* Task brief *
Copy every line from the data below in which the string "this" can be found.

____________

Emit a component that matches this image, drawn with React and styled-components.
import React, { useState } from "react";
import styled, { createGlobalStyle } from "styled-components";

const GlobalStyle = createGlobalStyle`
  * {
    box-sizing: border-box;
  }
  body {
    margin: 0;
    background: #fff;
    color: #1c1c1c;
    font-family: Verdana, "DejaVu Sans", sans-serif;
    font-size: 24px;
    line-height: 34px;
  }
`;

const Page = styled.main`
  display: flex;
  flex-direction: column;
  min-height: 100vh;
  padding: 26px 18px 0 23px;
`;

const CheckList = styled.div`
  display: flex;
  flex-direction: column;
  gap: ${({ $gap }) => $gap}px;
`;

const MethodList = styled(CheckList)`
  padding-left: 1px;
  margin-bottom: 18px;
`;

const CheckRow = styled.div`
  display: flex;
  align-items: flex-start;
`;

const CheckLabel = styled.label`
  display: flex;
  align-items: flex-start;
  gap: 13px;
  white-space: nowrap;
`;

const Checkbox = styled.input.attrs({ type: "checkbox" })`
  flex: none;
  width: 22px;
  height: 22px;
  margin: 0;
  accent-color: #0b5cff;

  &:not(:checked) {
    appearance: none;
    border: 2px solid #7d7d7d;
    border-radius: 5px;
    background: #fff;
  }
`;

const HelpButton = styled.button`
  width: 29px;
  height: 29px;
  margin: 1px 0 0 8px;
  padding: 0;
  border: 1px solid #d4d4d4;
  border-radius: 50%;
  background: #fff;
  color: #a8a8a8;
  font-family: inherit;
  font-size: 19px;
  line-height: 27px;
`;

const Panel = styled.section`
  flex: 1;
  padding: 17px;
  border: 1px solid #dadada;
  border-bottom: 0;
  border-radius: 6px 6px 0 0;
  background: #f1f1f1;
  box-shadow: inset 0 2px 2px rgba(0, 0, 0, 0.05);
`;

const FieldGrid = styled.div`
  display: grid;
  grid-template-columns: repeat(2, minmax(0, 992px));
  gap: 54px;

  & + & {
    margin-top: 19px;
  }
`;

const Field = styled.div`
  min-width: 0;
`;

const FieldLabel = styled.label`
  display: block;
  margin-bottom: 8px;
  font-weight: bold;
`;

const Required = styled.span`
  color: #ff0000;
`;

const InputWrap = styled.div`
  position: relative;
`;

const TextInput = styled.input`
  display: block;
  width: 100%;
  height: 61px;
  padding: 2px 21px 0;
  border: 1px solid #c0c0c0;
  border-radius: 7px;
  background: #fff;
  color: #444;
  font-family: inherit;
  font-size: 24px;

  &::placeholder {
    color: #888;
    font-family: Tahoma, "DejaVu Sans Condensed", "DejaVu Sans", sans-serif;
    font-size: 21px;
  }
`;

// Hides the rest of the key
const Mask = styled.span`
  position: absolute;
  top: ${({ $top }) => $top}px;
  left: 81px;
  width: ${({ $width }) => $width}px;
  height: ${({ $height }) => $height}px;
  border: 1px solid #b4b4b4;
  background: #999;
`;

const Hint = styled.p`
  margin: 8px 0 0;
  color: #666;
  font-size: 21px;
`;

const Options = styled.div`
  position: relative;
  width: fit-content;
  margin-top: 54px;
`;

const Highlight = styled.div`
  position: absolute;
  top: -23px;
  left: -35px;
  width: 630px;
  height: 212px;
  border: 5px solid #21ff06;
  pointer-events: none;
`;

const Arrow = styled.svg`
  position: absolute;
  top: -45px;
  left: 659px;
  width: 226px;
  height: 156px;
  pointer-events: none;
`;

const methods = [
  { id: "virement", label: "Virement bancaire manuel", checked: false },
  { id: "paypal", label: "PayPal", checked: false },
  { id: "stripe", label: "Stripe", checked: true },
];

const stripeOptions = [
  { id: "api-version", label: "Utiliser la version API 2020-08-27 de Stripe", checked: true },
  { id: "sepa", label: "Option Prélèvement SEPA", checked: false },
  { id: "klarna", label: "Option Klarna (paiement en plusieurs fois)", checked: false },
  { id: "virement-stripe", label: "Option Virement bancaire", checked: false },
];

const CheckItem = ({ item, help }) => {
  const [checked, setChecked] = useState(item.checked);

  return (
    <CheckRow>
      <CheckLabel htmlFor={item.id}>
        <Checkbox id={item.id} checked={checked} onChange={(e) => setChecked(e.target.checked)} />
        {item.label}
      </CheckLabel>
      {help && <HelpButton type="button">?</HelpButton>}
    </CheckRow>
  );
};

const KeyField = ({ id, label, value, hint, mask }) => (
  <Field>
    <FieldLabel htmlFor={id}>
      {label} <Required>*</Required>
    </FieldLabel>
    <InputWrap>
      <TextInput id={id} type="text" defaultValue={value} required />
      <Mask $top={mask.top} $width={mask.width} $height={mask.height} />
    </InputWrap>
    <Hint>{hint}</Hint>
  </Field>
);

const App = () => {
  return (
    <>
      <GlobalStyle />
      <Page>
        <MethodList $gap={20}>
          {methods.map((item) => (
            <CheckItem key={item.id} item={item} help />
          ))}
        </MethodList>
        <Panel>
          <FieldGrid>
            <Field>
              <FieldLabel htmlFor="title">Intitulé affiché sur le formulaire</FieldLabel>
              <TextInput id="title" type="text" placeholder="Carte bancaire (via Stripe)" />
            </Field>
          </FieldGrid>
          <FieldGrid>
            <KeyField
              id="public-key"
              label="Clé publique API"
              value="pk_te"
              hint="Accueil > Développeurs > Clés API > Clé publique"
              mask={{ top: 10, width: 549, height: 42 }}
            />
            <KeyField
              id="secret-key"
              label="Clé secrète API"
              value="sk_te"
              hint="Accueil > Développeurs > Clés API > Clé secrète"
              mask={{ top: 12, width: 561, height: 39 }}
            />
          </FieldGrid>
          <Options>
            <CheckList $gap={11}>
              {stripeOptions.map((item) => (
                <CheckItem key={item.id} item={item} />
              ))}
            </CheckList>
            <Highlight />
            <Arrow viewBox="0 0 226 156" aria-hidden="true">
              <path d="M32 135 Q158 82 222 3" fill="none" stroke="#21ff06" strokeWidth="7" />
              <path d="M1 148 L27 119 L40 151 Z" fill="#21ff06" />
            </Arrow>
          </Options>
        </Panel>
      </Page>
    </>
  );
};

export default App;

____________

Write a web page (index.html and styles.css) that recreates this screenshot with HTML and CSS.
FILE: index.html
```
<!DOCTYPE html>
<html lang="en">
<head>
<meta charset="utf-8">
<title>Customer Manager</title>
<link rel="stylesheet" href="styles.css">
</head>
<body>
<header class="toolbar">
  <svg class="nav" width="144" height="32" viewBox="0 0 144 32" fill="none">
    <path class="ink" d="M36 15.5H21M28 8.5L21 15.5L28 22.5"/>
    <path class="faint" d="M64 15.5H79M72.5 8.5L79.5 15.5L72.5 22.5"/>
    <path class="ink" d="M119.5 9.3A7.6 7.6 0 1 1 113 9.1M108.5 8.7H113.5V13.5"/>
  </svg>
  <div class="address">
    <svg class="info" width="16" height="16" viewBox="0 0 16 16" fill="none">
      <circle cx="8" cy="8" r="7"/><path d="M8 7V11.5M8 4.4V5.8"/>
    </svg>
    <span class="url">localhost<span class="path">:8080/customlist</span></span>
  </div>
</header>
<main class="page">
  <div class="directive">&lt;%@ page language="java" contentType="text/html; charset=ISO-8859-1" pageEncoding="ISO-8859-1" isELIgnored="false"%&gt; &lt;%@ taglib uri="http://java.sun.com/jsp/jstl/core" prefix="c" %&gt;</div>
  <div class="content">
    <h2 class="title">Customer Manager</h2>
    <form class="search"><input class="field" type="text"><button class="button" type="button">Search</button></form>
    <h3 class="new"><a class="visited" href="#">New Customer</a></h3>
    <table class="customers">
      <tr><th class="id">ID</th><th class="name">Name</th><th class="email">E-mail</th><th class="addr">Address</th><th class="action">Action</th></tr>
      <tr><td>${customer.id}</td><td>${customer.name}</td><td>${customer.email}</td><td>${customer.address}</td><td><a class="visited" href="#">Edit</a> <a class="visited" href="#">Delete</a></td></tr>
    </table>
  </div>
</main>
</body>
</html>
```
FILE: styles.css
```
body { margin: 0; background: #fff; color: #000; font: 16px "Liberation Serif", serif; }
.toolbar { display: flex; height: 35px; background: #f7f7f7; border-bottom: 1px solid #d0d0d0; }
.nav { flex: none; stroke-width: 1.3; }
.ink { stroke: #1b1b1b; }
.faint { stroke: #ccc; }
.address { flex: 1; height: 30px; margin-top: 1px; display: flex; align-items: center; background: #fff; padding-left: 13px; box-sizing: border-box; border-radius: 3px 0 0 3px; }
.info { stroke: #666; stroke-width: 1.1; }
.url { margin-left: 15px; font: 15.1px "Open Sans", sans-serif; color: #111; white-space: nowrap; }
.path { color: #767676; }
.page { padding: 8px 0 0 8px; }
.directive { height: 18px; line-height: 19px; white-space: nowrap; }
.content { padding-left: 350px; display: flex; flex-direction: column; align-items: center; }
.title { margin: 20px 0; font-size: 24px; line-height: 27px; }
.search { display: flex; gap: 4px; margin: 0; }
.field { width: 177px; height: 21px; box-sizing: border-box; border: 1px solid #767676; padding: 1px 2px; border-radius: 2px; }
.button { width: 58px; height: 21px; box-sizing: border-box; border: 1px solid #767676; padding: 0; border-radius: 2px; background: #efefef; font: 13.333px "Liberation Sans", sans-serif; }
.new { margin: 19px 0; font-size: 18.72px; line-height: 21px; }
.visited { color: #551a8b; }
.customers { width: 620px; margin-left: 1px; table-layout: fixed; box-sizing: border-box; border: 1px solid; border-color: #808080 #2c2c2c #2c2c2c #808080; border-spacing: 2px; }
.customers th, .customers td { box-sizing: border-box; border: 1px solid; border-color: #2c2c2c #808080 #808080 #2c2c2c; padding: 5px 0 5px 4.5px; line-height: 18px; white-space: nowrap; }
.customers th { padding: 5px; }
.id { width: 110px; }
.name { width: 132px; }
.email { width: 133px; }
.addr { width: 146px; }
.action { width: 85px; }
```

____________

* Full output *
Emit a component that matches this image, drawn with React and styled-components.
Write a web page (index.html and styles.css) that recreates this screenshot with HTML and CSS.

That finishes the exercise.